## Instruction
Using the data below, copy each line that includes the word "code".

* Begin *

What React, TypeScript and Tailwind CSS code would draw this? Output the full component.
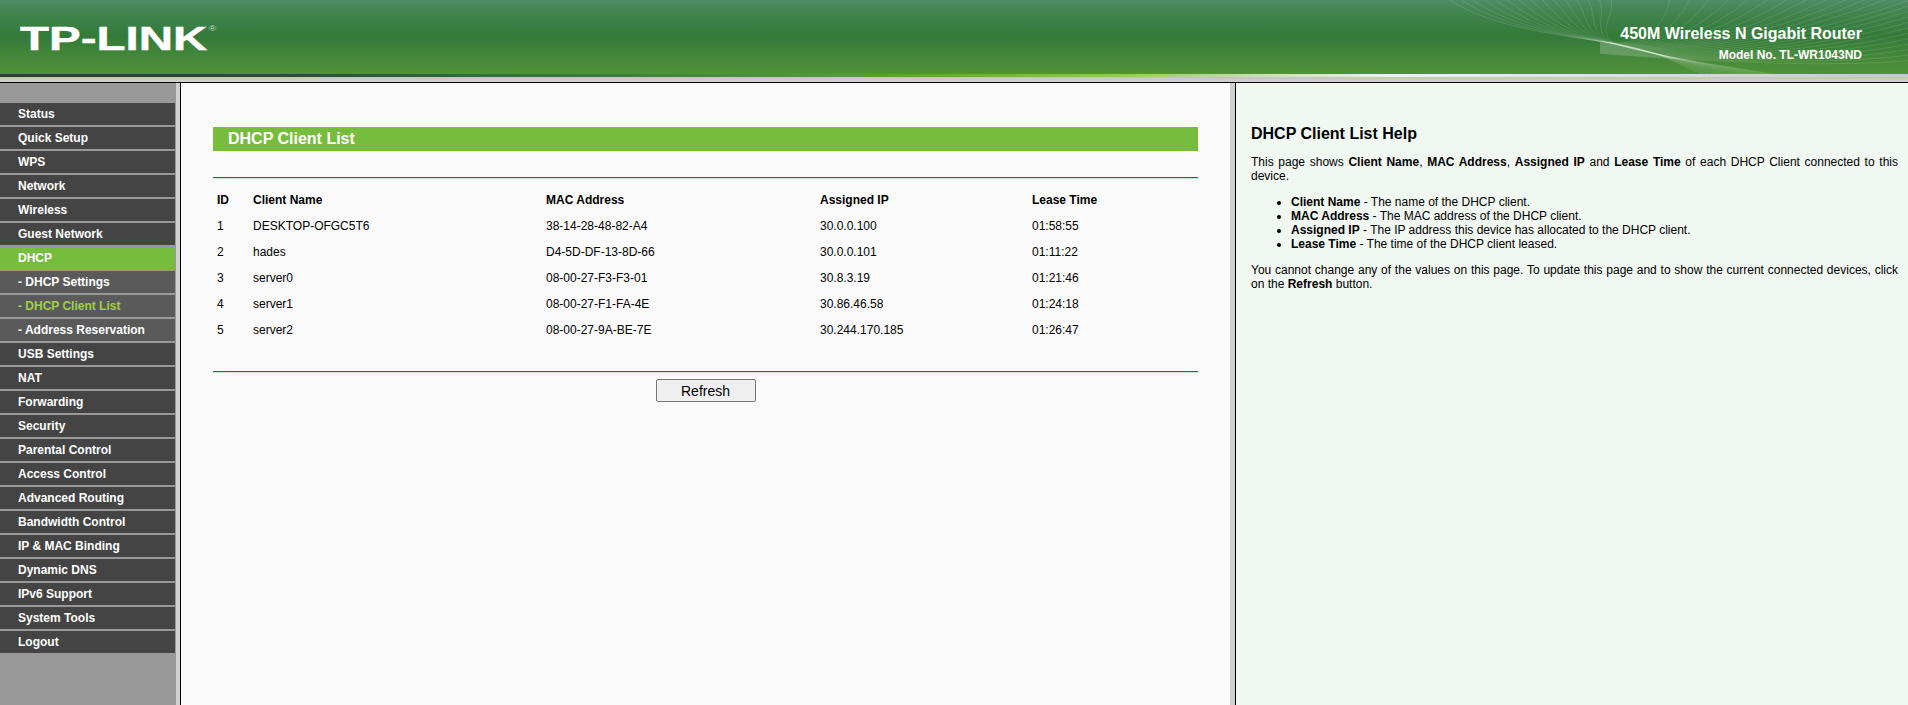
const menu = [
  { label: "Status" },
  { label: "Quick Setup" },
  { label: "WPS" },
  { label: "Network" },
  { label: "Wireless" },
  { label: "Guest Network" },
  { label: "DHCP", active: true },
  { label: "- DHCP Settings", sub: true },
  { label: "- DHCP Client List", sub: true, current: true },
  { label: "- Address Reservation", sub: true },
  { label: "USB Settings" },
  { label: "NAT" },
  { label: "Forwarding" },
  { label: "Security" },
  { label: "Parental Control" },
  { label: "Access Control" },
  { label: "Advanced Routing" },
  { label: "Bandwidth Control" },
  { label: "IP & MAC Binding" },
  { label: "Dynamic DNS" },
  { label: "IPv6 Support" },
  { label: "System Tools" },
  { label: "Logout" },
]

const clients = [
  ["1", "DESKTOP-OFGC5T6", "38-14-28-48-82-A4", "30.0.0.100", "01:58:55"],
  ["2", "hades", "D4-5D-DF-13-8D-66", "30.0.0.101", "01:11:22"],
  ["3", "server0", "08-00-27-F3-F3-01", "30.8.3.19", "01:21:46"],
  ["4", "server1", "08-00-27-F1-FA-4E", "30.86.46.58", "01:24:18"],
  ["5", "server2", "08-00-27-9A-BE-7E", "30.244.170.185", "01:26:47"],
]

function Swoosh() {
  const lower = Array.from({ length: 15 }, (_, i) => i)
  const upper = Array.from({ length: 24 }, (_, i) => i)
  return (
    <svg className="absolute right-0 top-0" width="478" height="74" viewBox="0 0 478 74" fill="none">
      {lower.map((i) => (
        <path
          key={i}
          d={`M${20 + i * 11.5} 0 C${60 + i * 9} ${26 - i * 0.8} ${120 + i * 3} ${34 + i * 0.1} ${175 + i} ${42 + i * 0.2} S${250 + i * 3} 66 ${273 + i * 5} 74`}
          stroke="#ffffff"
          strokeOpacity="0.17"
          strokeWidth="0.7"
        />
      ))}
      {upper.map((i) => (
        <path
          key={i}
          d={`M170 ${42 + i * 0.5} Q${230 + i * 6.5} ${50 + i * 0.85} ${i < 12 ? 240 + i * 20 : 480} ${i < 12 ? -2 : (i - 12) * 5.5}`}
          stroke="#ffffff"
          strokeOpacity="0.16"
          strokeWidth="0.7"
        />
      ))}
    </svg>
  )
}

export default function App() {
  return (
    <div className="h-[705px] w-[1908px] overflow-hidden bg-white font-['Liberation_Sans',Arial,sans-serif] text-xs text-black">
      <header className="relative h-[74px] bg-[linear-gradient(180deg,#4f8d64_0%,#40844f_18%,#337a3a_48%,#46893a_80%,#4f9238_100%)]">
        <Swoosh />
        <div className="absolute left-[20px] top-[19px] flex origin-left scale-x-[1.44] text-[33px] leading-[40px] font-bold text-white [-webkit-text-stroke:0.4px_white]">
          TP-LINK
          <span className="ml-[1px] mt-[6px] text-[7px] leading-[8px] font-normal text-white/70 [-webkit-text-stroke:0]">®</span>
        </div>
        <div className="absolute right-[46px] top-[24px] text-right font-bold text-white">
          <div className="text-[16px] leading-[19px]">450M Wireless N Gigabit Router</div>
          <div className="mt-[5px] text-xs leading-[14px]">Model No. TL-WR1043ND</div>
        </div>
      </header>
      <div className="h-[3px] bg-[linear-gradient(90deg,#2f3f33_0%,#2a4f38_16%,#2d6a3e_24%,#5aa03c_47%,#8cc858_58%,#c8e0b0_66%,#f0f0f0_73%,#c8c8c8_100%)]" />
      <div className="h-[5px] bg-[linear-gradient(180deg,#c4c4c4,#d2d2d2)]" />
      <div className="flex h-[623px] border-t border-black">
        <nav className="w-[176px] bg-[#999999] pt-[20px]">
          {menu.map((m) => (
            <div
              key={m.label}
              className={`mb-[2px] flex h-[22px] w-[175px] items-center pl-[18px] font-bold ${
                m.current
                  ? "bg-[#5a5a5a] text-[#9ed04c]"
                  : m.active
                    ? "bg-[#76bc3d] text-white"
                    : m.sub
                      ? "bg-[#5a5a5a] text-white"
                      : "bg-[#444444] text-white"
              }`}
            >
              {m.label}
            </div>
          ))}
        </nav>
        <div className="w-[4px] bg-[#d0d0d0]" />
        <main className="w-[1050px] border-l border-black bg-[#fafafa] pl-[32px] pr-[32px] pt-[44px]">
          <h1 className="h-[24px] bg-[#76bc3d] pl-[15px] text-base leading-[24px] font-bold text-white">DHCP Client List</h1>
          <div className="mt-[26px] h-[2px] border-t border-[#2f6b45] bg-[#cfe0d3]" />
          <table className="mt-[7px] w-full table-fixed border-collapse text-left">
            <thead>
              <tr className="h-[27px]">
                <th className="w-[40px] pl-[4px]">ID</th>
                <th className="w-[293px]">Client Name</th>
                <th className="w-[274px]">MAC Address</th>
                <th className="w-[212px]">Assigned IP</th>
                <th>Lease Time</th>
              </tr>
            </thead>
            <tbody>
              {clients.map((row) => (
                <tr key={row[0]} className="h-[26px]">
                  <td className="pl-[4px]">{row[0]}</td>
                  <td>{row[1]}</td>
                  <td>{row[2]}</td>
                  <td>{row[3]}</td>
                  <td>{row[4]}</td>
                </tr>
              ))}
            </tbody>
          </table>
          <div className="mt-[28px] h-[2px] border-t border-[#2f6b45] bg-[#cfe0d3]" />
          <div className="mt-[6px] flex justify-center">
            <button className="h-[23px] w-[100px] rounded-[2px] border border-[#767676] bg-[#efefef] text-sm leading-none">
              Refresh
            </button>
          </div>
        </main>
        <div className="w-[5px] bg-[#d0d0d0]" />
        <aside className="flex-1 border-l border-black bg-[#f1f7f1] pl-[15px] pr-[10px] pt-[42px] leading-[14px]">
          <h2 className="text-base leading-[18px] font-bold">DHCP Client List Help</h2>
          <p className="mt-[12px] text-justify">
            This page shows <b>Client Name</b>, <b>MAC Address</b>, <b>Assigned IP</b> and <b>Lease Time</b> of each DHCP Client connected to this device.
          </p>
          <ul className="mt-[12px] list-disc pl-[40px]">
            <li><b>Client Name</b> - The name of the DHCP client.</li>
            <li><b>MAC Address</b> - The MAC address of the DHCP client.</li>
            <li><b>Assigned IP</b> - The IP address this device has allocated to the DHCP client.</li>
            <li><b>Lease Time</b> - The time of the DHCP client leased.</li>
          </ul>
          <p className="mt-[12px] text-justify">
            You cannot change any of the values on this page. To update this page and to show the current connected devices, click on the <b>Refresh</b> button.
          </p>
        </aside>
      </div>
    </div>
  )
}
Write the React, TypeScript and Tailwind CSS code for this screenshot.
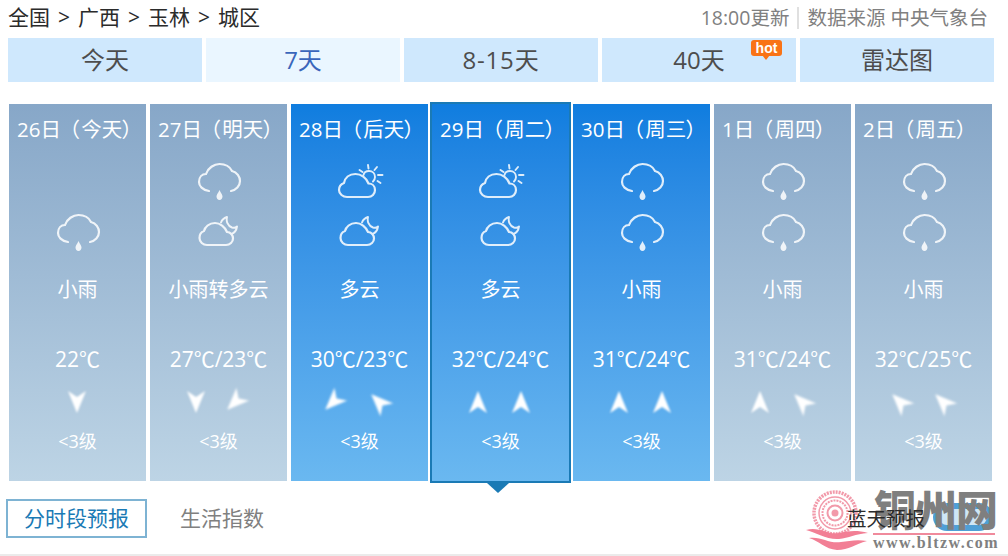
import React from "react";

const FONT = "font-['Open_Sans','Noto_Sans_CJK_SC',sans-serif]";

function Rain() {
  return (
    <svg width="60" height="51" viewBox="0 0 60 51" fill="none" className="opacity-85 blur-[0.3px]">
      <path d="M20 35C13.5 34 10 30 10 26C10 21 13 18 17 18C19 12 25 8 30.5 8C37 8 41 11 43 15C48 16 51 21 51 25C51 30 47 34 42 35" stroke="white" strokeWidth="2.2" strokeLinecap="round" />
      <path d="M30.5 34C29 37.5 27.5 38.5 27.5 40.5C27.5 42.4 28.8 44 30.5 44C32.2 44 33.5 42.4 33.5 40.5C33.5 38.5 32 37.5 30.5 34Z" fill="white" />
    </svg>
  );
}

function MoonCloud() {
  return (
    <svg width="60" height="51" viewBox="0 0 60 51" fill="none" className="opacity-85 blur-[0.3px]">
      <path d="M18 38H37C41 38 44 35 44 31.5C44 28 41.5 25 38 25C36 20 31 16 26 16C20 16 16 20 15 24C12 25 10.5 28 10.5 31C10.5 35 14 38 18 38Z" stroke="white" strokeWidth="2.2" strokeLinejoin="round" />
      <path d="M32 15.5C33 12.5 35 11 38 10C37 14 38.5 19 43 20.5C45 21 47 20.5 48 19.5C47.5 23 45.5 26 42.5 27" stroke="white" strokeWidth="1.9" strokeLinejoin="round" strokeLinecap="round" />
    </svg>
  );
}

function SunCloud() {
  return (
    <svg width="60" height="51" viewBox="0 0 60 51" fill="none" className="opacity-85 blur-[0.3px]">
      <path d="M17 41H38C42 41 45 38 45 34C45 30 42 27.5 38.5 27.5C36.5 22 31 18 25.5 18C19 18 15 22 14 27C11 28 9 31 9 34C9 38 13 41 17 41Z" stroke="white" strokeWidth="2.2" strokeLinejoin="round" />
      <path d="M33.5 19C34 16.5 36.5 15 39 15C42.5 15 45 17.5 45 21C45 23 44 24.5 43 25.5" stroke="white" strokeWidth="1.9" strokeLinecap="round" />
      <path d="M29.5 14L32.5 16M38 9L38.5 12.5M47 11L44.5 14M48 19H52.5M47.5 25L50.5 27" stroke="white" strokeWidth="1.9" strokeLinecap="round" />
    </svg>
  );
}

function Dart({ cls }: { cls: string }) {
  return (
    <svg width="24" height="24" viewBox="0 0 24 24" className={`blur-[0.8px] ${cls}`}>
      <path d="M12 1L21 23L12 17L3 23Z" fill="white" />
    </svg>
  );
}

const UP = "rotate-0 -translate-x-[1px]";
const DOWN = "rotate-180 -translate-x-[1px]";
const SW = "rotate-[225deg] -translate-x-[5px]";
const NW = "-rotate-45 -translate-x-[2px]";

type Day = {
  day: string;
  label: string;
  icons: ("rain" | "moon" | "sun" | null)[];
  weather: string;
  temp: string;
  wind: string[];
  blue?: boolean;
  active?: boolean;
};

const days: Day[] = [
  { day: "26日", label: "今天", icons: [null, "rain"], weather: "小雨", temp: "22℃", wind: [DOWN] },
  { day: "27日", label: "明天", icons: ["rain", "moon"], weather: "小雨转多云", temp: "27℃/23℃", wind: [DOWN, SW] },
  { day: "28日", label: "后天", icons: ["sun", "moon"], weather: "多云", temp: "30℃/23℃", wind: [SW, NW], blue: true },
  { day: "29日", label: "周二", icons: ["sun", "moon"], weather: "多云", temp: "32℃/24℃", wind: [UP, UP], blue: true, active: true },
  { day: "30日", label: "周三", icons: ["rain", "rain"], weather: "小雨", temp: "31℃/24℃", wind: [UP, UP], blue: true },
  { day: "1日", label: "周四", icons: ["rain", "rain"], weather: "小雨", temp: "31℃/24℃", wind: [UP, NW] },
  { day: "2日", label: "周五", icons: ["rain", "rain"], weather: "小雨", temp: "32℃/25℃", wind: [NW, NW] },
];

function Icon({ kind }: { kind: "rain" | "moon" | "sun" | null }) {
  if (kind === "rain") return <Rain />;
  if (kind === "moon") return <MoonCloud />;
  if (kind === "sun") return <SunCloud />;
  return null;
}

function Card({ d }: { d: Day }) {
  const bg = d.blue
    ? "bg-gradient-to-b from-[#0f7ddf] to-[#6ab8f0]"
    : "bg-gradient-to-b from-[#87a7c8] to-[#bdd4e5]";
  const frame = d.active ? "-my-[2px] -mx-[2px] border-2 border-[#1a7ab5] box-content" : "";
  return (
    <div className={`relative w-[137px] shrink-0 flex flex-col text-white ${bg} ${frame}`}>
      <div className="h-[51px] pl-2 flex items-center text-[20.5px] whitespace-nowrap">
        <span>{d.day}</span>
        <span className="ml-[8px] [font-feature-settings:'palt']">（</span>
        <span className="ml-[2px]">{d.label}</span>
        <span className="[font-feature-settings:'palt']">）</span>
      </div>
      <div className="mt-[1px] flex flex-col items-center">
        {d.icons.map((k, i) => (
          <div key={i} className="h-[51px] w-[60px]">
            <Icon kind={k} />
          </div>
        ))}
      </div>
      <div className="mt-[17px] h-[30px] leading-[30px] text-center text-[20px] whitespace-nowrap">{d.weather}</div>
      <div className="mt-[39px] h-[30px] leading-[30px] text-center text-[21px] whitespace-nowrap">{d.temp}</div>
      <div className="mt-[13px] h-[30px] flex items-center justify-center gap-[19px]">
        {d.wind.map((w, i) => (
          <Dart key={i} cls={w} />
        ))}
      </div>
      <div className="mt-[9px] h-[30px] leading-[30px] text-center text-[18px] whitespace-nowrap">&lt;3级</div>
      {d.active && (
        <div className="absolute left-[55px] -bottom-[12px] w-0 h-0 border-x-[11px] border-x-transparent border-t-[10px] border-t-[#1a7ab5]" />
      )}
    </div>
  );
}

const tabs = ["今天", "7天", "8-15天", "40天", "雷达图"];

export default function App() {
  return (
    <div className={`relative w-[1008px] h-[556px] overflow-hidden bg-white flex flex-col ${FONT}`}>
      <div className="h-[38px] pl-2 pr-5 pb-[2px] flex items-center justify-between">
        <div className="flex items-center text-[21px] text-[#2b2b2b] gap-[8px]">
          <span>全国</span><span>&gt;</span><span>广西</span><span>&gt;</span><span>玉林</span><span>&gt;</span><span>城区</span>
        </div>
        <div className="flex items-center text-[19.5px] text-[#808080]">
          <span>18:00更新</span>
          <span className="mx-[8px] w-[2px] h-[22px] bg-[#e0e0e0]" />
          <span>数据来源 中央气象台</span>
        </div>
      </div>

      <div className="ml-2 flex gap-1 h-[44px]">
        {tabs.map((t, i) => (
          <div
            key={t}
            className={`relative w-[194px] flex items-center justify-center text-[24px] ${i === 1 ? "bg-[#eaf6ff] text-[#3a66bb]" : "bg-[#cfe8fd] text-[#4d4d4d]"} ${i === 2 ? "tracking-[0.8px]" : ""}`}
          >
            {t}
            {i === 3 && (
              <div className="absolute left-[149px] top-[2px] w-[31px] h-[16px] rounded-[3px] bg-[#f97316] flex items-center justify-center text-[14px] leading-none font-bold text-white font-['Liberation_Sans',sans-serif]">
                hot
                <div className="absolute left-[11px] top-[15px] w-0 h-0 border-x-[4px] border-x-transparent border-t-[5px] border-t-[#f97316]" />
              </div>
            )}
          </div>
        ))}
      </div>

      <div className="mt-[22px] ml-[9px] h-[377px] flex gap-1">
        {days.map((d) => (
          <Card key={d.day} d={d} />
        ))}
      </div>

      <div className="mt-[18px] ml-[6px] mr-[83px] h-[39px] flex items-center text-[21px]">
        <div className="w-[141px] h-[39px] border-2 border-[#7eb3d3] text-[#1a7ab5] flex items-center justify-center">分时段预报</div>
        <div className="ml-[33px] text-[#808080]">生活指数</div>
        <div className="relative z-10 ml-auto text-[19.5px] text-[#2b2b2b]">蓝天预报</div>
      </div>

      <div className="absolute left-0 right-0 bottom-0 h-[2px] bg-[#ebebeb]" />

      {/* watermark */}
      <div className="absolute left-[805px] top-[490px] w-[200px] h-[62px]">
        <svg width="66" height="62" viewBox="0 0 66 62" fill="none" className="absolute left-0 top-0">
          <circle cx="30" cy="23" r="21" stroke="#f29aaa" strokeWidth="3.5" strokeDasharray="2 1" />
          <circle cx="30" cy="23" r="16" stroke="#f29aaa" strokeWidth="1.5" />
          <circle cx="30" cy="23" r="12.5" stroke="#f29aaa" strokeWidth="2" strokeDasharray="2 1" />
          <circle cx="30" cy="23" r="7.5" stroke="#f29aaa" strokeWidth="2" />
          <circle cx="30" cy="23" r="3.5" fill="#f29aaa" />
          <path d="M1 40C14 36 22 45 34 43C44 41 52 40 63 43C50 44 44 48 34 49C22 50 10 42 1 40Z" fill="#f27f95" />
          <path d="M4 48C16 46 24 54 36 52C44 51 52 49 62 51C50 54 44 60 32 60C20 59 14 51 4 48Z" fill="#f27f95" />
        </svg>
        <div className="absolute left-[128px] top-[13px] w-[60px] h-[28px] rounded-full border-[6px] border-[#4f9fd6] bg-[#cfe6f5]" />
        <div className="absolute left-[69px] top-[1px] text-[42px] leading-[42px] font-black text-[#7f7f7f] whitespace-nowrap tracking-[-1px] font-['Liberation_Serif','Noto_Sans_CJK_SC',serif]">铜州网</div>
        <div className="absolute left-[68px] top-[43px] w-[122px] h-[2px] bg-[#f08a9c]" />
        <div className="absolute left-[68px] top-[45px] text-[16px] leading-[15px] font-bold text-[#808080] whitespace-nowrap tracking-[1.5px] font-['Liberation_Serif',serif]">www.bltzw.com</div>
      </div>
    </div>
  );
}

* End *

## Response to this exercise
What React, TypeScript and Tailwind CSS code would draw this? Output the full component.
Write the React, TypeScript and Tailwind CSS code for this screenshot.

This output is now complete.